Exercise details >> Lines that hold the word "with" should be located and copied.
:: Exercise materials
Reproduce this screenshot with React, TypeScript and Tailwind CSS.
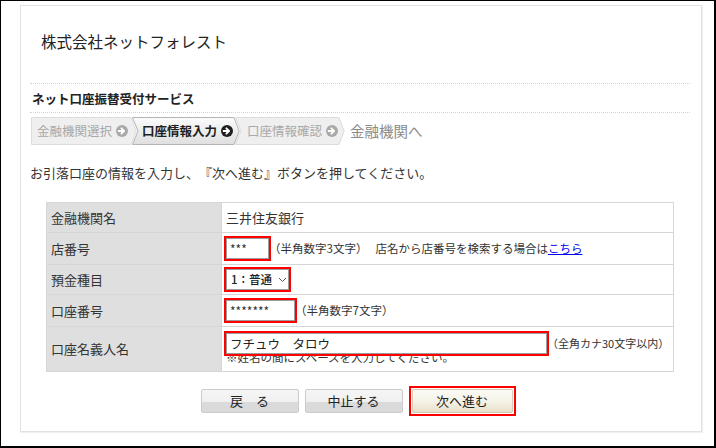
import React from "react";

const FONT = '"Noto Sans CJK JP", "Noto Sans", sans-serif';

function StepIcon({ active }: { active?: boolean }) {
  return (
    <svg width="12" height="12" viewBox="0 0 12 12" className="ml-[4px] shrink-0">
      <circle cx="6" cy="6" r="6" fill={active ? "#1f1f1f" : "#a9a9a9"} />
      <path
        d="M2.6 6h5.2M5.4 3.3 8.1 6 5.4 8.7"
        stroke="#fff"
        strokeWidth="1.9"
        fill="none"
        strokeLinecap="round"
        strokeLinejoin="round"
      />
    </svg>
  );
}

interface StepProps {
  label: string;
  width: number;
  className: string;
  notch?: boolean;
  active?: boolean;
}

function Step({ label, width, className, notch, active }: StepProps) {
  const d = 6;
  const path = `M0.5 0.5 H${width - d} L${width - 0.8} 14 L${width - d} 27.5 H0.5 ${
    notch ? `L${d} 14` : ""
  } Z`;
  return (
    <div className={`relative flex h-[28px] shrink-0 items-center ${className}`}>
      <svg
        width={width}
        height="28"
        viewBox={`0 0 ${width} 28`}
        className="absolute left-0 top-0"
      >
        <defs>
          <linearGradient id="stepActive" x1="0" y1="0" x2="0" y2="1">
            <stop offset="0" stopColor="#fbfbfb" />
            <stop offset="1" stopColor="#dfdfdf" />
          </linearGradient>
        </defs>
        <path
          d={path}
          fill={active ? "url(#stepActive)" : "#efefef"}
          stroke={active ? "#b4b4b4" : "#dcdcdc"}
          strokeLinejoin="round"
        />
      </svg>
      <span
        className={`relative text-[12.5px] leading-none ${
          active ? "font-bold text-[#1f1f1f]" : "text-[#a9a9a9]"
        }`}
      >
        {label}
      </span>
      <span className="relative">
        <StepIcon active={active} />
      </span>
    </div>
  );
}

function Label({ children }: { children: React.ReactNode }) {
  return (
    <td className="w-[175px] border border-[#d6d6d6] bg-[#dfdfdf] pl-[4px] text-[13px] text-[#333]">
      {children}
    </td>
  );
}

function Note({ children }: { children: React.ReactNode }) {
  return <span className="text-[11.5px] text-[#333]">{children}</span>;
}

function App() {
  return (
    <div
      className="h-[448px] w-[716px] overflow-hidden border-b-2 border-l border-r-2 border-t border-black bg-white pl-[19px] pt-[4px] [text-spacing-trim:space-all]"
      style={{ fontFamily: FONT }}
    >
      <div className="h-[427px] w-[682px] border border-[#e2e2e2] bg-white pl-[9px] pr-[11px] shadow-[1px_1px_1px_rgba(0,0,0,0.06)]">
        {/* 会社名 */}
        <div className="h-[78px] border-b border-dotted border-[#d4d4d4] pl-[11px] pt-[25px]">
          <div className="text-[15.5px] leading-[20px] text-[#222]">株式会社ネットフォレスト</div>
        </div>

        {/* サービス名 */}
        <div className="flex h-[29px] items-center border-b border-dotted border-[#d4d4d4] pl-[2px] pt-[2px]">
          <div className="text-[12.5px] font-bold text-[#222]">ネット口座振替受付サービス</div>
        </div>

        {/* ステップ */}
        <div className="mt-[4px] flex items-center pl-[1px]">
          <Step label="金融機関選択" width={106} className="w-[106px] pl-[6px]" />
          <Step label="口座情報入力" width={108} className="-ml-[5px] w-[108px] pl-[10px]" notch active />
          <Step label="口座情報確認" width={110} className="-ml-[5px] w-[110px] pl-[12px]" notch />
          <span className="ml-[5px] text-[14.5px] text-[#8a8a8a]">金融機関へ</span>
        </div>

        <div className="mt-[18px] text-[13px] leading-[20px] text-[#333]">
          お引落口座の情報を入力し、『次へ進む』ボタンを押してください。
        </div>

        {/* 入力フォーム */}
        <table className="ml-[16px] mt-[19px] w-[628px] border-collapse border border-[#d6d6d6]">
          <tbody>
            <tr className="h-[30px]">
              <Label>金融機関名</Label>
              <td className="border border-[#d6d6d6] pl-[4px] text-[13px] text-[#333]">三井住友銀行</td>
            </tr>
            <tr className="h-[32px]">
              <Label>店番号</Label>
              <td className="border border-[#d6d6d6] pl-[4px]">
                <div className="flex items-center">
                  <input
                    readOnly
                    value="***"
                    className="h-[21px] w-[43px] border border-[#9d9d9d] bg-white px-[3px] text-[12px] text-[#333] outline-2 outline-[#ff0000]"
                  />
                  <Note>（半角数字3文字）</Note>
                  <span className="ml-[8px] text-[11.5px] text-[#333]">店名から店番号を検索する場合は</span>
                  <a className="text-[11.5px] text-[#0000ee] underline">こちら</a>
                </div>
              </td>
            </tr>
            <tr className="h-[30px]">
              <Label>預金種目</Label>
              <td className="border border-[#d6d6d6] pl-[4px]">
                <div className="flex h-[21px] w-[63px] items-center border border-[#9d9d9d] bg-white pl-[4px] text-[11.5px] font-medium text-[#222] outline-2 outline-[#ff0000]">
                  <span>1：普通</span>
                  <svg width="9" height="6" viewBox="0 0 9 6" className="ml-[6px]">
                    <path d="M1 1l3.5 3.5L8 1" stroke="#555" strokeWidth="1" fill="none" />
                  </svg>
                </div>
              </td>
            </tr>
            <tr className="h-[32px]">
              <Label>口座番号</Label>
              <td className="border border-[#d6d6d6] pl-[4px]">
                <div className="flex items-center">
                  <input
                    readOnly
                    value="*******"
                    className="h-[21px] w-[69px] border border-[#9d9d9d] bg-white px-[3px] text-[12px] text-[#333] outline-2 outline-[#ff0000]"
                  />
                  <Note>（半角数字7文字）</Note>
                </div>
              </td>
            </tr>
            <tr className="h-[45px]">
              <Label>口座名義人名</Label>
              <td className="border border-[#d6d6d6] pl-[4px] pt-[6px] align-top">
                <div className="flex items-center">
                  <input
                    readOnly
                    value="フチュウ　タロウ"
                    className="relative z-10 h-[21px] w-[321px] border border-[#9d9d9d] bg-white px-[3px] text-[12.5px] text-[#222] outline-2 outline-[#ff0000]"
                  />
                  <span className="text-[11px] text-[#333]">（全角カナ30文字以内）</span>
                </div>
                <div className="-mt-[4px] text-[11.5px] leading-[14px] text-[#333]">
                  ※姓名の間にスペースを入力してください。
                </div>
              </td>
            </tr>
          </tbody>
        </table>

        {/* ボタン */}
        <div className="mt-[14px] flex items-center justify-center gap-[6px] pr-[4px]">
          <button className="h-[24px] w-[98px] rounded-[2px] border border-[#cbcbcb] bg-[linear-gradient(#f6f6f6_0%,#f0f0f0_55%,#dadada_56%,#dadada_100%)] text-[13px] text-[#222]">
            戻　る
          </button>
          <button className="h-[24px] w-[98px] rounded-[2px] border border-[#cbcbcb] bg-[linear-gradient(#f6f6f6_0%,#f0f0f0_55%,#dadada_56%,#dadada_100%)] text-[13px] text-[#222]">
            中止する
          </button>
          <div className="border-2 border-[#ff0000] p-[1px]">
            <button className="block h-[24px] w-[101px] rounded-[2px] border border-[#d2ccb6] bg-[linear-gradient(#fbfaf5_0%,#f5f2e6_55%,#e7e0c9_100%)] text-[13px] text-[#222]">
              次へ進む
            </button>
          </div>
        </div>
      </div>
    </div>
  );
}

export default App;
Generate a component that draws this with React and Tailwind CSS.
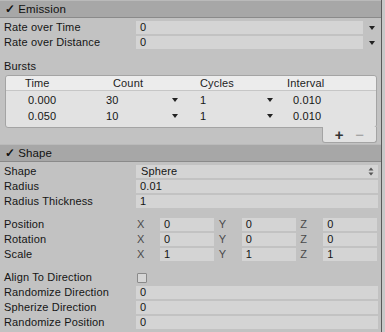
import React from "react";

const Arrow = () => (
  <svg width="6" height="4" viewBox="0 0 6 4" className="shrink-0">
    <path d="M0 0 L6 0 L3 4 Z" fill="#222" />
  </svg>
);

const UpDown = () => (
  <svg width="6" height="9" viewBox="0 0 6 9" className="shrink-0">
    <path d="M0.5 3.5 L5.5 3.5 L3 0.5 Z" fill="#555" />
    <path d="M0.5 5.5 L5.5 5.5 L3 8.5 Z" fill="#555" />
  </svg>
);

const Header = ({ title }) => (
  <div className="h-[18px] bg-[#a7a7a7] border-t border-[#bababa] border-b border-b-[#8a8a8a] flex items-center pl-[5px] gap-[3px] text-[#111]">
    <span className="text-[12px] leading-none font-bold">✓</span>
    <span className="text-[11.5px] leading-none pt-[1px]">{title}</span>
  </div>
);

const Row = ({ label, children }) => (
  <div className="h-[15px] flex items-center">
    <div className="w-[136px] pl-[4px] shrink-0 whitespace-nowrap">{label}</div>
    {children}
  </div>
);

const Field = ({ value, className = "" }) => (
  <div className={`h-[13px] bg-[#d4d4d4] flex items-center pl-[4px] ${className}`}>{value}</div>
);

const CurveRow = ({ label, value }) => (
  <Row label={label}>
    <Field value={value} className="w-[227px]" />
    <div className="w-[17px] flex justify-center">
      <Arrow />
    </div>
  </Row>
);

const VecRow = ({ label, x, y, z }) => (
  <Row label={label}>
    {[
      ["X", x],
      ["Y", y],
      ["Z", z],
    ].map(([k, v]) => (
      <div key={k} className="flex items-center w-[82px]">
        <span className="w-[24px] pl-[1px] text-[#4a4a4a]">{k}</span>
        <Field value={v} className="w-[54px]" />
      </div>
    ))}
  </Row>
);

const bursts = [
  ["0.000", "30", "1", "0.010"],
  ["0.050", "10", "1", "0.010"],
];

export default function App() {
  return (
    <div
      className="w-[385px] h-[332px] overflow-hidden bg-[#c2c2c2] flex text-[11px] tracking-[0.15px] text-[#151515]"
      style={{ fontFamily: '"Liberation Sans", Arial, sans-serif' }}
    >
      <div className="w-[382px] border-r border-[#5a5a5a] shrink-0 flex flex-col">
        {/* EMISSION */}
        <Header title="Emission" />
        <div className="flex flex-col pt-[2px]">
          <CurveRow label="Rate over Time" value="0" />
          <CurveRow label="Rate over Distance" value="0" />
        </div>

        <div className="pl-[4px] mt-[9px] h-[15px] flex items-center">Bursts</div>

        <div className="ml-[5px] mr-[4px] mt-[1px] bg-[#e2e2e2] border border-[#a4a4a4] rounded-[3px] pb-[3px]">
          <div className="h-[15px] bg-[#ececec] rounded-t-[3px] border-b border-[#c6c6c6] flex items-center text-[#222]">
            <span className="w-[94px] pl-[19px]">Time</span>
            <span className="w-[93px] pl-[13px]">Count</span>
            <span className="w-[92px] pl-[7px]">Cycles</span>
            <span className="pl-[2px]">Interval</span>
          </div>
          <div className="pt-[1px]">
            {bursts.map((b, i) => (
              <div key={i} className="h-[16px] flex items-center">
                <span className="w-[94px] pl-[22px]">{b[0]}</span>
                <span className="w-[93px] pl-[6px] flex items-center justify-between pr-[15px]">
                  {b[1]}
                  <Arrow />
                </span>
                <span className="w-[92px] pl-[7px] flex items-center justify-between pr-[12px]">
                  {b[2]}
                  <Arrow />
                </span>
                <span className="pl-[8px]">{b[3]}</span>
              </div>
            ))}
          </div>
        </div>
        <div className="self-end mr-[4px] -mt-[1px] w-[55px] h-[16px] bg-[#e2e2e2] border border-t-0 border-[#a4a4a4] rounded-b-[3px] flex items-center justify-around px-[6px]">
          <span className="text-[15px] font-bold leading-none text-[#333]">+</span>
          <span className="text-[15px] leading-none text-[#999]">−</span>
        </div>

        {/* SHAPE */}
        <div className="mt-[1px]">
          <Header title="Shape" />
        </div>
        <div className="flex flex-col pt-[2px]">
          <Row label="Shape">
            <div className="h-[13px] w-[242px] bg-[#d4d4d4] flex items-center justify-between pl-[5px] pr-[4px]">
              <span>Sphere</span>
              <UpDown />
            </div>
          </Row>
          <Row label="Radius">
            <Field value="0.01" className="w-[242px]" />
          </Row>
          <Row label="Radius Thickness">
            <Field value="1" className="w-[242px]" />
          </Row>
        </div>

        <div className="flex flex-col mt-[8px]">
          <VecRow label="Position" x="0" y="0" z="0" />
          <VecRow label="Rotation" x="0" y="0" z="0" />
          <VecRow label="Scale" x="1" y="1" z="1" />
        </div>

        <div className="flex flex-col mt-[8px]">
          <Row label="Align To Direction">
            <div className="ml-[1px] w-[10px] h-[10px] border border-[#8a8a8a] bg-[#d6d6d6] rounded-[1px]" />
          </Row>
          <Row label="Randomize Direction">
            <Field value="0" className="w-[242px]" />
          </Row>
          <Row label="Spherize Direction">
            <Field value="0" className="w-[242px]" />
          </Row>
          <Row label="Randomize Position">
            <Field value="0" className="w-[242px]" />
          </Row>
        </div>
      </div>
      <div className="flex-1 bg-[#c8c8c8]" />
    </div>
  );
}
::::
Response below >>
Reproduce this screenshot with React, TypeScript and Tailwind CSS.
Generate a component that draws this with React and Tailwind CSS.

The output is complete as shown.